◆ Required work ◆
Omit all images, then return the remaining material exactly as it stands.

** Start of Given material **

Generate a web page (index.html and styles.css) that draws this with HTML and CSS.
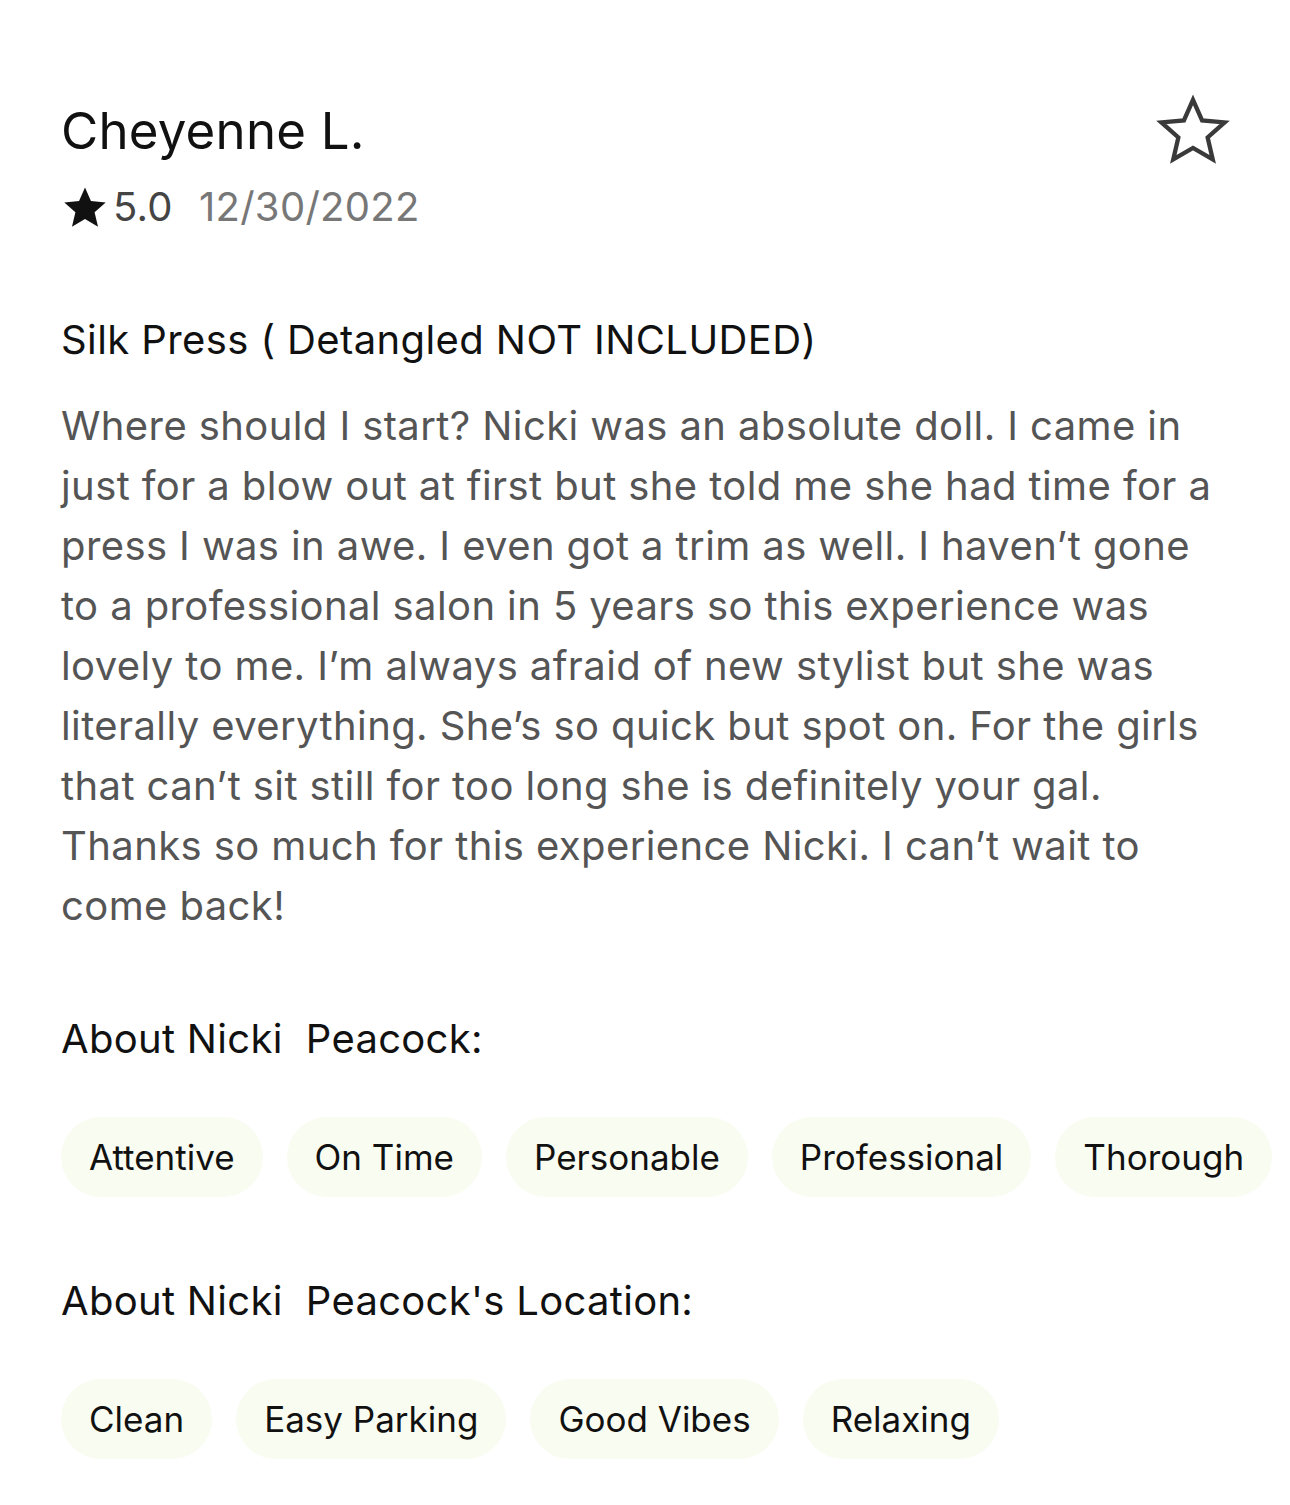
FILE: index.html
```html
<!DOCTYPE html>
<html lang="en">
<head>
  <meta charset="UTF-8" />
  <meta name="viewport" content="width=device-width, initial-scale=1.0"/>
  <title>Review</title>
  <link rel="stylesheet" href="styles.css">
</head>
<body>
  <div class="review">
    <div class="review-head">
      <div>
        <h1 class="reviewer">Cheyenne L.</h1>
        <div class="meta">
          <svg class="star-solid" viewBox="0 0 24 24" width="48" height="46">
            <path d="M12 1.8l3.1 7.1 7.7.7-5.8 5.1 1.8 7.6L12 18.3l-6.8 4 1.8-7.6-5.8-5.1 7.7-.7z" fill="#111"/>
          </svg>
          <span class="score">5.0</span>
          <span class="date">12/30/2022</span>
        </div>
      </div>
      <svg class="star-outline" viewBox="0 0 24 24" width="78" height="74">
        <path d="M12 2.2l2.95 6.7 7.3.65-5.5 4.85 1.65 7.15L12 17.8l-6.4 3.75 1.65-7.15-5.5-4.85 7.3-.65z" fill="none" stroke="#3a3a3a" stroke-width="1.4" stroke-linejoin="miter"/>
      </svg>
    </div>

    <h2 class="service">Silk Press ( Detangled NOT INCLUDED)</h2>
    <p class="body-text">Where should I start? Nicki was an absolute doll. I came in just for a blow out at first but she told me she had time for a press I was in awe. I even got a trim as well. I haven’t gone to a professional salon in 5 years so this experience was lovely to me. I’m always afraid of new stylist but she was literally everything. She’s so quick but spot on. For the girls that can’t sit still for too long she is definitely your gal. Thanks so much for this experience Nicki. I can’t wait to come back!</p>

    <h3 class="about">About Nicki&nbsp; Peacock:</h3>
    <div class="chips">
      <span class="chip">Attentive</span>
      <span class="chip">On Time</span>
      <span class="chip">Personable</span>
      <span class="chip">Professional</span>
      <span class="chip">Thorough</span>
    </div>

    <h3 class="about">About Nicki&nbsp; Peacock's Location:</h3>
    <div class="chips">
      <span class="chip">Clean</span>
      <span class="chip">Easy Parking</span>
      <span class="chip">Good Vibes</span>
      <span class="chip">Relaxing</span>
    </div>
  </div>
</body>
</html>
```

FILE: styles.css
```css
body {
  margin: 0;
  background: #fff;
  font-family: Inter, "Noto Sans", sans-serif;
  color: #111;
}

.review {
  padding: 96px 0 40px 61px;
}

.review-head {
  display: flex;
  justify-content: space-between;
  align-items: flex-start;
  padding-right: 58px;
}

.reviewer {
  margin: 0;
  font-size: 51px;
  font-weight: 400;
  line-height: 70px;
  letter-spacing: 0.2px;
}

.meta {
  display: flex;
  align-items: center;
  gap: 6px;
  margin-top: 16px;
  font-size: 40px;
  line-height: 50px;
  letter-spacing: 0.3px;
}

.star-solid {
  margin-right: -2px;
}

.score {
  color: #444;
  margin-right: 20px;
}

.date {
  color: #777;
}

.star-outline {
  margin-top: -3px;
}

.service {
  margin: 80px 0 0;
  font-size: 40px;
  font-weight: 400;
  line-height: 56px;
  letter-spacing: 0.4px;
}

.body-text {
  margin: 28px 0 0;
  width: 1165px;
  font-size: 40px;
  line-height: 60px;
  letter-spacing: 0.4px;
  color: #555;
}

.about {
  margin: 75px 0 0;
  font-size: 40px;
  font-weight: 400;
  line-height: 56px;
  letter-spacing: 0.3px;
}

.chips {
  display: flex;
  flex-wrap: nowrap;
  gap: 24px;
  margin-top: 50px;
}

.chips + .about {
  margin-top: 76px;
}

.chip {
  display: inline-flex;
  align-items: center;
  height: 80px;
  padding: 0 28px;
  border-radius: 40px;
  background: #f9fcf1;
  font-size: 35px;
  white-space: nowrap;
}
```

** End of Given material **

◆ Solution below ◆
Generate a web page (index.html and styles.css) that draws this with HTML and CSS.
FILE: index.html
```html
<!DOCTYPE html>
<html lang="en">
<head>
  <meta charset="UTF-8" />
  <meta name="viewport" content="width=device-width, initial-scale=1.0"/>
  <title>Review</title>
  <link rel="stylesheet" href="styles.css">
</head>
<body>
  <div class="review">
    <div class="review-head">
      <div>
        <h1 class="reviewer">Cheyenne L.</h1>
        <div class="meta">
          <svg class="star-solid" viewBox="0 0 24 24" width="48" height="46">
            <path d="M12 1.8l3.1 7.1 7.7.7-5.8 5.1 1.8 7.6L12 18.3l-6.8 4 1.8-7.6-5.8-5.1 7.7-.7z" fill="#111"/>
          </svg>
          <span class="score">5.0</span>
          <span class="date">12/30/2022</span>
        </div>
      </div>
      <svg class="star-outline" viewBox="0 0 24 24" width="78" height="74">
        <path d="M12 2.2l2.95 6.7 7.3.65-5.5 4.85 1.65 7.15L12 17.8l-6.4 3.75 1.65-7.15-5.5-4.85 7.3-.65z" fill="none" stroke="#3a3a3a" stroke-width="1.4" stroke-linejoin="miter"/>
      </svg>
    </div>

    <h2 class="service">Silk Press ( Detangled NOT INCLUDED)</h2>
    <p class="body-text">Where should I start? Nicki was an absolute doll. I came in just for a blow out at first but she told me she had time for a press I was in awe. I even got a trim as well. I haven’t gone to a professional salon in 5 years so this experience was lovely to me. I’m always afraid of new stylist but she was literally everything. She’s so quick but spot on. For the girls that can’t sit still for too long she is definitely your gal. Thanks so much for this experience Nicki. I can’t wait to come back!</p>

    <h3 class="about">About Nicki&nbsp; Peacock:</h3>
    <div class="chips">
      <span class="chip">Attentive</span>
      <span class="chip">On Time</span>
      <span class="chip">Personable</span>
      <span class="chip">Professional</span>
      <span class="chip">Thorough</span>
    </div>

    <h3 class="about">About Nicki&nbsp; Peacock's Location:</h3>
    <div class="chips">
      <span class="chip">Clean</span>
      <span class="chip">Easy Parking</span>
      <span class="chip">Good Vibes</span>
      <span class="chip">Relaxing</span>
    </div>
  </div>
</body>
</html>
```

FILE: styles.css
```css
body {
  margin: 0;
  background: #fff;
  font-family: Inter, "Noto Sans", sans-serif;
  color: #111;
}

.review {
  padding: 96px 0 40px 61px;
}

.review-head {
  display: flex;
  justify-content: space-between;
  align-items: flex-start;
  padding-right: 58px;
}

.reviewer {
  margin: 0;
  font-size: 51px;
  font-weight: 400;
  line-height: 70px;
  letter-spacing: 0.2px;
}

.meta {
  display: flex;
  align-items: center;
  gap: 6px;
  margin-top: 16px;
  font-size: 40px;
  line-height: 50px;
  letter-spacing: 0.3px;
}

.star-solid {
  margin-right: -2px;
}

.score {
  color: #444;
  margin-right: 20px;
}

.date {
  color: #777;
}

.star-outline {
  margin-top: -3px;
}

.service {
  margin: 80px 0 0;
  font-size: 40px;
  font-weight: 400;
  line-height: 56px;
  letter-spacing: 0.4px;
}

.body-text {
  margin: 28px 0 0;
  width: 1165px;
  font-size: 40px;
  line-height: 60px;
  letter-spacing: 0.4px;
  color: #555;
}

.about {
  margin: 75px 0 0;
  font-size: 40px;
  font-weight: 400;
  line-height: 56px;
  letter-spacing: 0.3px;
}

.chips {
  display: flex;
  flex-wrap: nowrap;
  gap: 24px;
  margin-top: 50px;
}

.chips + .about {
  margin-top: 76px;
}

.chip {
  display: inline-flex;
  align-items: center;
  height: 80px;
  padding: 0 28px;
  border-radius: 40px;
  background: #f9fcf1;
  font-size: 35px;
  white-space: nowrap;
}
```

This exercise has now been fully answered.